As we have seen, with XML and XML Schema we have many options for designing XML documents. Let us return to our conceptual model.
We are now in a position to add some type information to our model:
In the diagram, we have defined the XML Schema type system as the
default type system of our model (Asset Oriented Modeling can handle multiple
type systems within one model). Most of the properties and sub-properties in
this model are now prefixed with a type name (separated by a blank). All
properties used as primary keys are defined with datatype NMTOKEN
.
This will save us a lot of trouble later, when we want to transport a key value
in the query part of a URL. (White space character handling in URLs is
awkward.)
We see, too, that the type properties in the assets
jazzMusician
and collaboration
are defined with an
enumeration as type. This would translate into the XML Schema type
xs:string
with appropriate enumeration
facets. The
property grade
in asset saxophone
has a type that is
constrained with the facets totalDigits
and
fractionsDigits
.
In addition, we have factored out some complex properties
(name
and period
) as explicit types. This is done by
defining the abstract assets (indicated by the grayed-out label area)
tName
and tPeriod
. We use the names of these assets
as type names in various other assets such as jazzMusician
,
critic
, style
, belongsTo
and
collaboration
. Note that we have improved the definition of
tPeriod
somewhat by making the property to
optional.
This allows for open-ended periods.
Now we are ready to translate our conceptual model into XML Schema source code. However, the question arises, how we should best divide our model into individual schemas.

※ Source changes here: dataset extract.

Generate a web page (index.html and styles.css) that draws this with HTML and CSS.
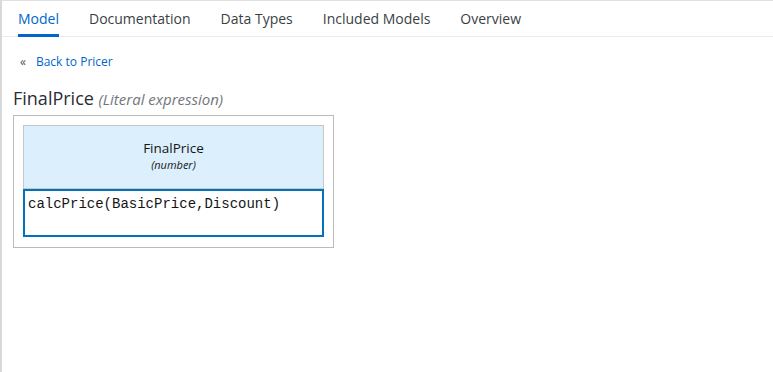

One extreme would be to create one XML document type for each asset.
However, this has a disadvantage: because the existence of some asset instances
can depend on the presence of other asset instances, we would require extra
operations when deleting and updating assets. For example, if we wanted to
delete a certain instance of jazzMusician
, we would also have to
delete the instruments he or she plays.
The other extreme would be to create a single document containing the whole model. This is even worse because such an implementation would not scale well. Such a document can become very big, and consequently various operations (loading, saving, parsing, etc.) would be very slow. Although Tamino can insert, delete, and update document subtrees, each update operation would lock the whole model and would not allow concurrent updates, even if the concurrent operation wants to update another asset.
We therefore choose the best compromise between these extremes and implement each business object as a single document. (In a more business-oriented scenario we would treat business documents such as Purchase Orders or Invoices in the same way.) This has the following advantages:
The existence of business objects does not depend on other objects. Business objects by definition exist in their own right. Deleting a single business object, for example, does not require the deletion of other objects.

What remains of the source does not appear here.